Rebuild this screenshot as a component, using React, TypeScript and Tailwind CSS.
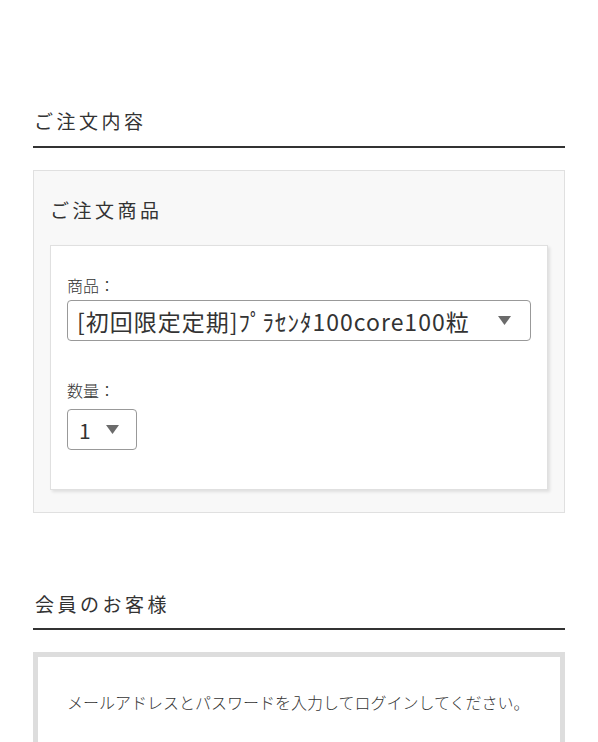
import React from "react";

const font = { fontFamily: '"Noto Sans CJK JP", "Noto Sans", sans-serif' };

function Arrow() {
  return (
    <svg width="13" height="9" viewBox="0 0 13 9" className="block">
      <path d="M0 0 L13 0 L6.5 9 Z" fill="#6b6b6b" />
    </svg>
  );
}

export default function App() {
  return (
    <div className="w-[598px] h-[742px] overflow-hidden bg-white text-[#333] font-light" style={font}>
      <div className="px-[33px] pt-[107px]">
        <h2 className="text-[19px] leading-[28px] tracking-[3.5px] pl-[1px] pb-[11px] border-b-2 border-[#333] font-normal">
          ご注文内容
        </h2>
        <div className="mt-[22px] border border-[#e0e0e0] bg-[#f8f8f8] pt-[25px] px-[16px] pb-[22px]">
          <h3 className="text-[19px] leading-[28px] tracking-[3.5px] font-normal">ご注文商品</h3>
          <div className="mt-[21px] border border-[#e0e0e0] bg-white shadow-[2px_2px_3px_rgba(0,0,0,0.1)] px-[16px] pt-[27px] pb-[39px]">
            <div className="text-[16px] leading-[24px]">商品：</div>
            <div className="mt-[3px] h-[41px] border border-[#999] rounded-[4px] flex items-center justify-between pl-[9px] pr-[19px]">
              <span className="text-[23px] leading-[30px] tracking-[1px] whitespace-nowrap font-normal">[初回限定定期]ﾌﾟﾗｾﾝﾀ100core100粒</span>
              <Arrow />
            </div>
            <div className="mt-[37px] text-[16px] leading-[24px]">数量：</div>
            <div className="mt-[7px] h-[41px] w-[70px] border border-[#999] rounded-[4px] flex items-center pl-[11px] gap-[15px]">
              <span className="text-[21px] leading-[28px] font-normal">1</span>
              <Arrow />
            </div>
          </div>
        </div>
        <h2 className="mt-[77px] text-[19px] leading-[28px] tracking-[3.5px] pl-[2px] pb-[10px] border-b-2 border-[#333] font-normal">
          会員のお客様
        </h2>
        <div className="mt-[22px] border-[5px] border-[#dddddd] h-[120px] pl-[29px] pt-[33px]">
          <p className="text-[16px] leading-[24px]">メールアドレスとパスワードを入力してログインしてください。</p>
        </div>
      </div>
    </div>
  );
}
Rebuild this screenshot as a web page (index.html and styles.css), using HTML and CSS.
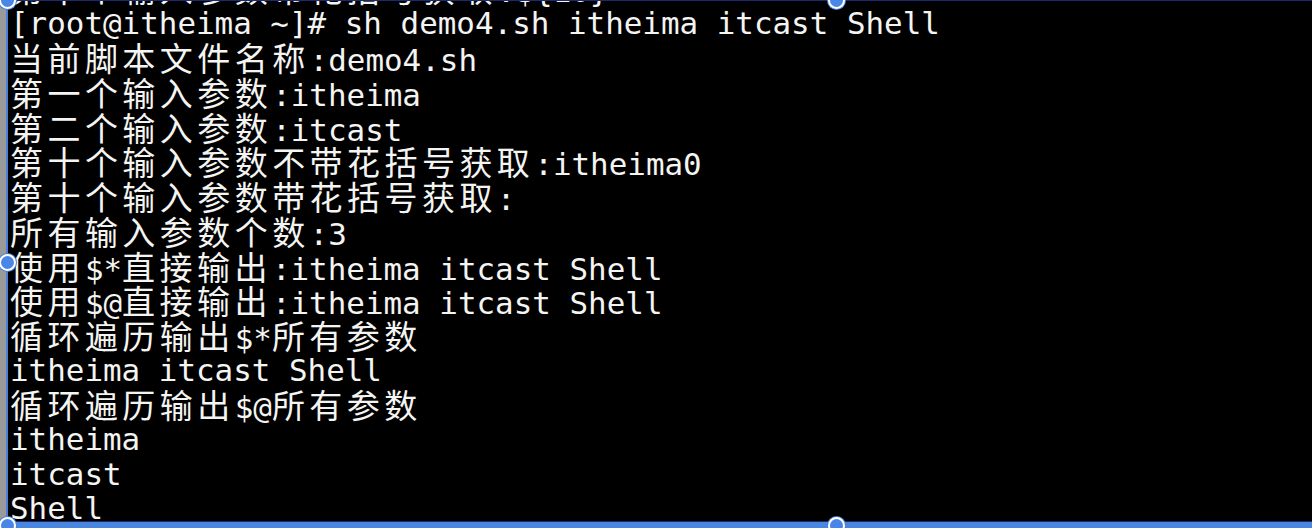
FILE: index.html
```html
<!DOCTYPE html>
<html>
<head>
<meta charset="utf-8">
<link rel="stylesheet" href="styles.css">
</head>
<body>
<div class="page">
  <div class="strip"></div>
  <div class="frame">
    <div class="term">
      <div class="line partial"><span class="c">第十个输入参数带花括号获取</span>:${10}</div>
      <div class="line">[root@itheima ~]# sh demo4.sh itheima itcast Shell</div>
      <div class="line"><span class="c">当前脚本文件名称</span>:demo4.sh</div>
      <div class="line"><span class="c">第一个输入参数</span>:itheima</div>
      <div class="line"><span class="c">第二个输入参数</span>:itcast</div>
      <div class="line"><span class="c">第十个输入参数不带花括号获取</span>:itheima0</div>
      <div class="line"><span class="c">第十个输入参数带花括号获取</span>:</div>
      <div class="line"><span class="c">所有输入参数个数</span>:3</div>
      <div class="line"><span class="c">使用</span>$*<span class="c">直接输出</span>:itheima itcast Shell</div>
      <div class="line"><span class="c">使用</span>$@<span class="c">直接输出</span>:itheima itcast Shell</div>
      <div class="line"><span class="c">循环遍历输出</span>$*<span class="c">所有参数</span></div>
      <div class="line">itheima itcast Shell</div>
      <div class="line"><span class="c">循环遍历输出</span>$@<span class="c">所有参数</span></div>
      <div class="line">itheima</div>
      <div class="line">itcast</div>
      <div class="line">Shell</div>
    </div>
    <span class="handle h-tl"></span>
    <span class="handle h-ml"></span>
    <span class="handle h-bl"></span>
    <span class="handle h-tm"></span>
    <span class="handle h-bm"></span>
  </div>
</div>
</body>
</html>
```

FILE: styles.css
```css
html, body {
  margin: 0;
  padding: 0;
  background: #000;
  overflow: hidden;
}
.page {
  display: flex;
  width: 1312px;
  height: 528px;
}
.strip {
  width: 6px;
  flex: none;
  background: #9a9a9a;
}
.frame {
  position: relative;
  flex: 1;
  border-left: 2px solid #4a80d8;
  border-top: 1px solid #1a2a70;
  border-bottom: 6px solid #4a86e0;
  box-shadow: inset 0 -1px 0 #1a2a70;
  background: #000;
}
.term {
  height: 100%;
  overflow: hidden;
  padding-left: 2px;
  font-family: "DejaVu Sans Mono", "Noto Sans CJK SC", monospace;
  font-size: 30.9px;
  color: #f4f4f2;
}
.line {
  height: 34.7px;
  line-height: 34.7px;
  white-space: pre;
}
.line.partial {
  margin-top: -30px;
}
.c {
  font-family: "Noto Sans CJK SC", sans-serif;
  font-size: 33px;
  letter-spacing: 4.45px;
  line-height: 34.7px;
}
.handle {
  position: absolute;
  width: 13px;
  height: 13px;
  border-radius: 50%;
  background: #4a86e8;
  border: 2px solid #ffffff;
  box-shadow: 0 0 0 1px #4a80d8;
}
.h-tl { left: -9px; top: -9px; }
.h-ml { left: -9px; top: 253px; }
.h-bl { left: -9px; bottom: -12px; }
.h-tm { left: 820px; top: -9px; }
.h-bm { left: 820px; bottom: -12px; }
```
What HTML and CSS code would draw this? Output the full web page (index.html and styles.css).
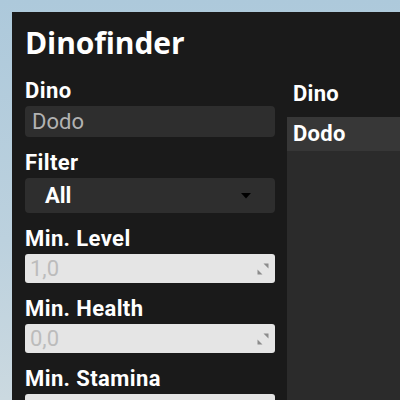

#####

• Requirements:
All of the lines above should be printed exactly, minus the pictures.

• Answer for this exercise:
Rebuild this screenshot as a component, using React, TypeScript and Tailwind CSS.
import React from "react";

const font = { fontFamily: '"Noto Sans CJK JP", "Noto Sans", sans-serif' };

function Arrow() {
  return (
    <svg width="13" height="9" viewBox="0 0 13 9" className="block">
      <path d="M0 0 L13 0 L6.5 9 Z" fill="#6b6b6b" />
    </svg>
  );
}

export default function App() {
  return (
    <div className="w-[598px] h-[742px] overflow-hidden bg-white text-[#333] font-light" style={font}>
      <div className="px-[33px] pt-[107px]">
        <h2 className="text-[19px] leading-[28px] tracking-[3.5px] pl-[1px] pb-[11px] border-b-2 border-[#333] font-normal">
          ご注文内容
        </h2>
        <div className="mt-[22px] border border-[#e0e0e0] bg-[#f8f8f8] pt-[25px] px-[16px] pb-[22px]">
          <h3 className="text-[19px] leading-[28px] tracking-[3.5px] font-normal">ご注文商品</h3>
          <div className="mt-[21px] border border-[#e0e0e0] bg-white shadow-[2px_2px_3px_rgba(0,0,0,0.1)] px-[16px] pt-[27px] pb-[39px]">
            <div className="text-[16px] leading-[24px]">商品：</div>
            <div className="mt-[3px] h-[41px] border border-[#999] rounded-[4px] flex items-center justify-between pl-[9px] pr-[19px]">
              <span className="text-[23px] leading-[30px] tracking-[1px] whitespace-nowrap font-normal">[初回限定定期]ﾌﾟﾗｾﾝﾀ100core100粒</span>
              <Arrow />
            </div>
            <div className="mt-[37px] text-[16px] leading-[24px]">数量：</div>
            <div className="mt-[7px] h-[41px] w-[70px] border border-[#999] rounded-[4px] flex items-center pl-[11px] gap-[15px]">
              <span className="text-[21px] leading-[28px] font-normal">1</span>
              <Arrow />
            </div>
          </div>
        </div>
        <h2 className="mt-[77px] text-[19px] leading-[28px] tracking-[3.5px] pl-[2px] pb-[10px] border-b-2 border-[#333] font-normal">
          会員のお客様
        </h2>
        <div className="mt-[22px] border-[5px] border-[#dddddd] h-[120px] pl-[29px] pt-[33px]">
          <p className="text-[16px] leading-[24px]">メールアドレスとパスワードを入力してログインしてください。</p>
        </div>
      </div>
    </div>
  );
}
Rebuild this screenshot as a web page (index.html and styles.css), using HTML and CSS.
FILE: index.html
```html
<!DOCTYPE html>
<html>
<head>
<meta charset="utf-8">
<link rel="stylesheet" href="styles.css">
</head>
<body>
<div class="page">
  <div class="strip"></div>
  <div class="frame">
    <div class="term">
      <div class="line partial"><span class="c">第十个输入参数带花括号获取</span>:${10}</div>
      <div class="line">[root@itheima ~]# sh demo4.sh itheima itcast Shell</div>
      <div class="line"><span class="c">当前脚本文件名称</span>:demo4.sh</div>
      <div class="line"><span class="c">第一个输入参数</span>:itheima</div>
      <div class="line"><span class="c">第二个输入参数</span>:itcast</div>
      <div class="line"><span class="c">第十个输入参数不带花括号获取</span>:itheima0</div>
      <div class="line"><span class="c">第十个输入参数带花括号获取</span>:</div>
      <div class="line"><span class="c">所有输入参数个数</span>:3</div>
      <div class="line"><span class="c">使用</span>$*<span class="c">直接输出</span>:itheima itcast Shell</div>
      <div class="line"><span class="c">使用</span>$@<span class="c">直接输出</span>:itheima itcast Shell</div>
      <div class="line"><span class="c">循环遍历输出</span>$*<span class="c">所有参数</span></div>
      <div class="line">itheima itcast Shell</div>
      <div class="line"><span class="c">循环遍历输出</span>$@<span class="c">所有参数</span></div>
      <div class="line">itheima</div>
      <div class="line">itcast</div>
      <div class="line">Shell</div>
    </div>
    <span class="handle h-tl"></span>
    <span class="handle h-ml"></span>
    <span class="handle h-bl"></span>
    <span class="handle h-tm"></span>
    <span class="handle h-bm"></span>
  </div>
</div>
</body>
</html>
```

FILE: styles.css
```css
html, body {
  margin: 0;
  padding: 0;
  background: #000;
  overflow: hidden;
}
.page {
  display: flex;
  width: 1312px;
  height: 528px;
}
.strip {
  width: 6px;
  flex: none;
  background: #9a9a9a;
}
.frame {
  position: relative;
  flex: 1;
  border-left: 2px solid #4a80d8;
  border-top: 1px solid #1a2a70;
  border-bottom: 6px solid #4a86e0;
  box-shadow: inset 0 -1px 0 #1a2a70;
  background: #000;
}
.term {
  height: 100%;
  overflow: hidden;
  padding-left: 2px;
  font-family: "DejaVu Sans Mono", "Noto Sans CJK SC", monospace;
  font-size: 30.9px;
  color: #f4f4f2;
}
.line {
  height: 34.7px;
  line-height: 34.7px;
  white-space: pre;
}
.line.partial {
  margin-top: -30px;
}
.c {
  font-family: "Noto Sans CJK SC", sans-serif;
  font-size: 33px;
  letter-spacing: 4.45px;
  line-height: 34.7px;
}
.handle {
  position: absolute;
  width: 13px;
  height: 13px;
  border-radius: 50%;
  background: #4a86e8;
  border: 2px solid #ffffff;
  box-shadow: 0 0 0 1px #4a80d8;
}
.h-tl { left: -9px; top: -9px; }
.h-ml { left: -9px; top: 253px; }
.h-bl { left: -9px; bottom: -12px; }
.h-tm { left: 820px; top: -9px; }
.h-bm { left: 820px; bottom: -12px; }
```
What HTML and CSS code would draw this? Output the full web page (index.html and styles.css).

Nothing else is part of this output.